**To do**
Repeat, exactly and only, the lines from the beginning of the data through the line with "const active = 2". Pictures are left out.

● ● ●

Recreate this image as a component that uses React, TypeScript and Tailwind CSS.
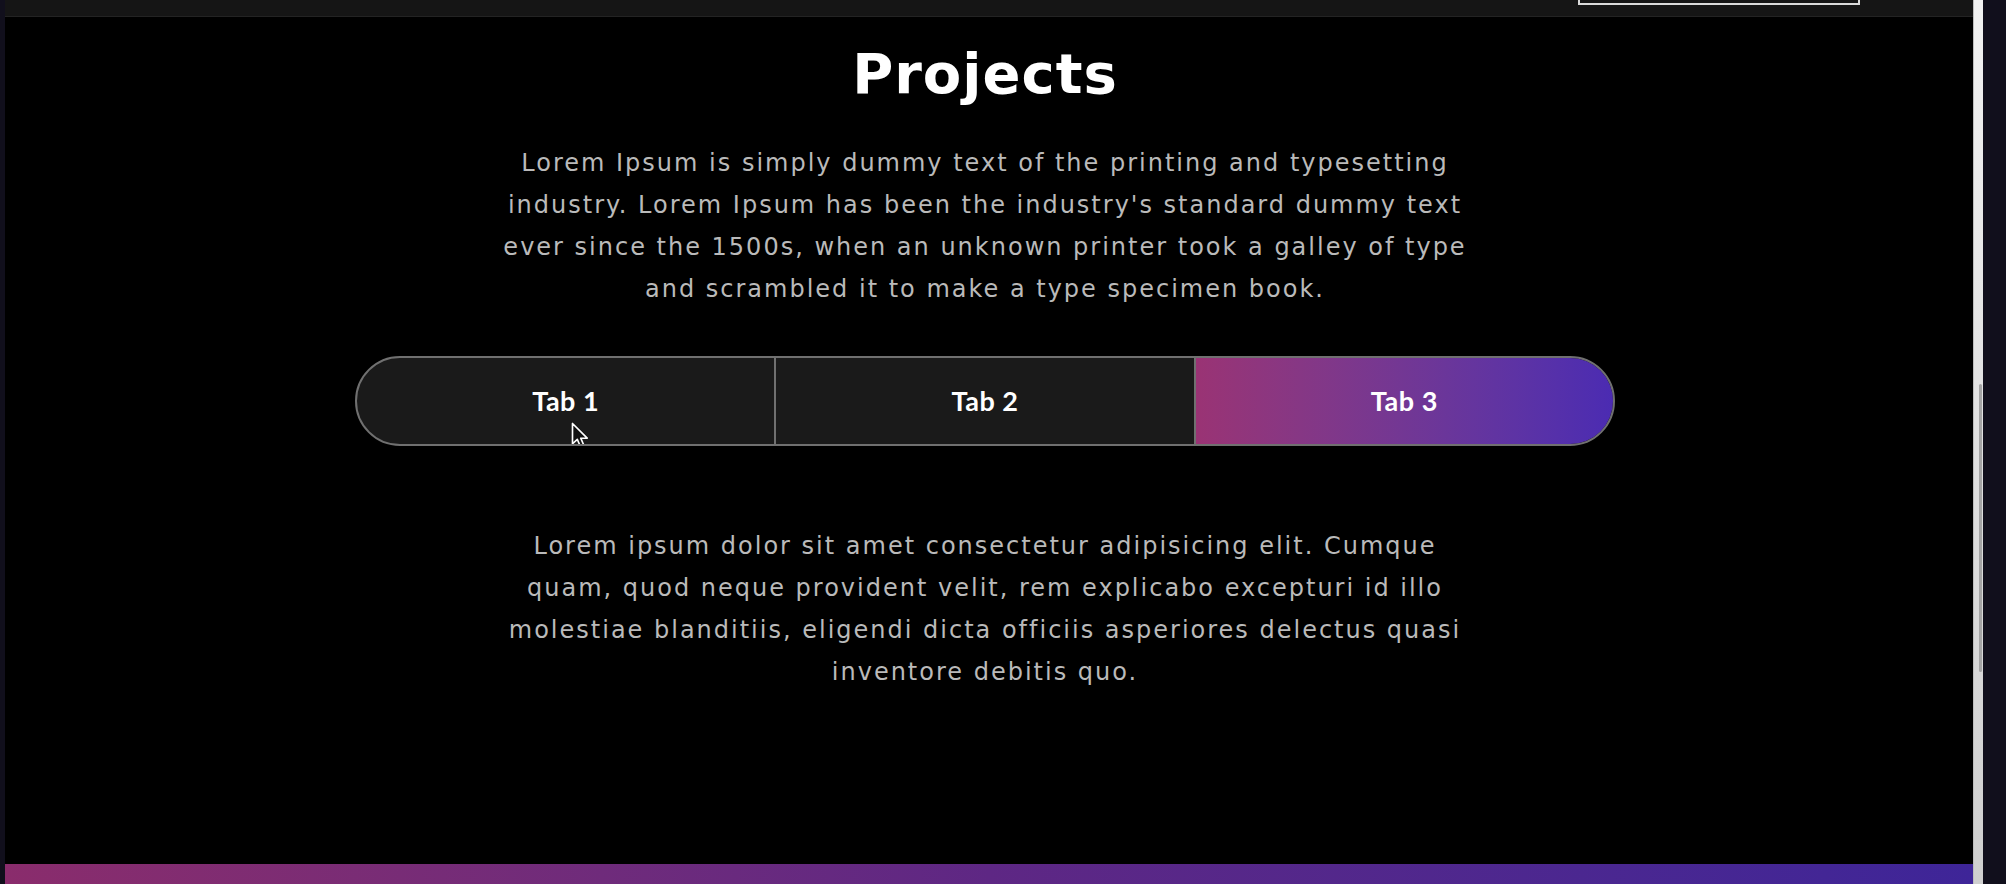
import React from 'react'

const intro = [
  'Lorem Ipsum is simply dummy text of the printing and typesetting',
  "industry. Lorem Ipsum has been the industry's standard dummy text",
  'ever since the 1500s, when an unknown printer took a galley of type',
  'and scrambled it to make a type specimen book.',
]

const body = [
  'Lorem ipsum dolor sit amet consectetur adipisicing elit. Cumque',
  'quam, quod neque provident velit, rem explicabo excepturi id illo',
  'molestiae blanditiis, eligendi dicta officiis asperiores delectus quasi',
  'inventore debitis quo.',
]

const tabs = ['Tab 1', 'Tab 2', 'Tab 3']

function Cursor() {
  return (
    <svg width="18" height="27" viewBox="0 0 12 18" className="absolute left-[214px] top-[64px]">
      <path
        d="M1 1 L1 14.5 L4.2 11.6 L6.4 16.6 L8.6 15.6 L6.5 10.8 L10.8 10.8 Z"
        fill="#111"
        stroke="#fff"
        strokeWidth="1.1"
        strokeLinejoin="round"
      />
    </svg>
  )
}

export default function App() {
  const active = 2

  return (
    <div className="flex w-[2006px] h-[884px] bg-[#110f1c] overflow-hidden" style={{ fontFamily: '"DejaVu Sans", sans-serif' }}>
      {/* left edge */}
      <div className="w-[5px] shrink-0" />

      {/* page */}
      <div className="flex flex-col w-[1968px] shrink-0 bg-black">
        {/* navbar tail */}
        <div className="flex justify-end h-[17px] bg-[#151515] border-b border-[#232323]">
          <div className="w-[282px] h-[5px] mr-[113px] border-x-2 border-b-2 border-[#d9d9d9]" />
        </div>

        <section className="flex flex-col items-center flex-1 pr-[8px]">
          <h2 className="mt-[29px] text-[56px] leading-[56px] font-bold text-white tracking-[1px]">Projects</h2>

          <div className="mt-[40px] flex flex-col items-center text-[24px] leading-[42px] text-[#bababa] tracking-[2px]">
            {intro.map((l) => (
              <span key={l} className="whitespace-nowrap">{l}</span>
            ))}
          </div>

          {/* tabs */}
          <div className="relative mt-[46px] flex w-[1260px] h-[90px] rounded-full border-2 border-[#707070] bg-[#1a1a1a] overflow-hidden">
            {tabs.map((t, i) => (
              <div
                key={t}
                className={`flex-1 flex items-center justify-center text-[27px] font-bold tracking-[0.5px] text-white ${
                  i > 0 ? 'border-l-2 border-[#707070]' : ''
                } ${i === active ? 'bg-gradient-to-r from-[#9a3374] to-[#4b2bb2]' : ''}`}
                style={{ fontFamily: 'Lato, "Liberation Sans", sans-serif' }}
              >
                {t}
              </div>
            ))}
            <Cursor />
          </div>

          <div className="mt-[79px] flex flex-col items-center text-[24px] leading-[42px] text-[#bababa] tracking-[2px]">
            {body.map((l) => (
              <span key={l} className="whitespace-nowrap">{l}</span>
            ))}
          </div>
        </section>

        {/* footer gradient */}
        <div className="h-[20px] bg-gradient-to-r from-[#8a2c6c] via-[#5e2784] to-[#3e2598]" />
      </div>

      {/* scrollbar */}
      <div className="relative w-[10px] shrink-0 bg-gradient-to-b from-[#f2f2f2] to-[#cfcfcf] border-l border-[#bdbdbd]">
        <div className="absolute right-[1px] top-[384px] w-[3px] h-[288px] rounded-full bg-[#a5a5a5]" />
      </div>
      <div className="w-[23px] shrink-0" />
    </div>
  )
}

● ● ●

**Result for this task**
Recreate this image as a component that uses React, TypeScript and Tailwind CSS.
import React from 'react'

const intro = [
  'Lorem Ipsum is simply dummy text of the printing and typesetting',
  "industry. Lorem Ipsum has been the industry's standard dummy text",
  'ever since the 1500s, when an unknown printer took a galley of type',
  'and scrambled it to make a type specimen book.',
]

const body = [
  'Lorem ipsum dolor sit amet consectetur adipisicing elit. Cumque',
  'quam, quod neque provident velit, rem explicabo excepturi id illo',
  'molestiae blanditiis, eligendi dicta officiis asperiores delectus quasi',
  'inventore debitis quo.',
]

const tabs = ['Tab 1', 'Tab 2', 'Tab 3']

function Cursor() {
  return (
    <svg width="18" height="27" viewBox="0 0 12 18" className="absolute left-[214px] top-[64px]">
      <path
        d="M1 1 L1 14.5 L4.2 11.6 L6.4 16.6 L8.6 15.6 L6.5 10.8 L10.8 10.8 Z"
        fill="#111"
        stroke="#fff"
        strokeWidth="1.1"
        strokeLinejoin="round"
      />
    </svg>
  )
}

export default function App() {
  const active = 2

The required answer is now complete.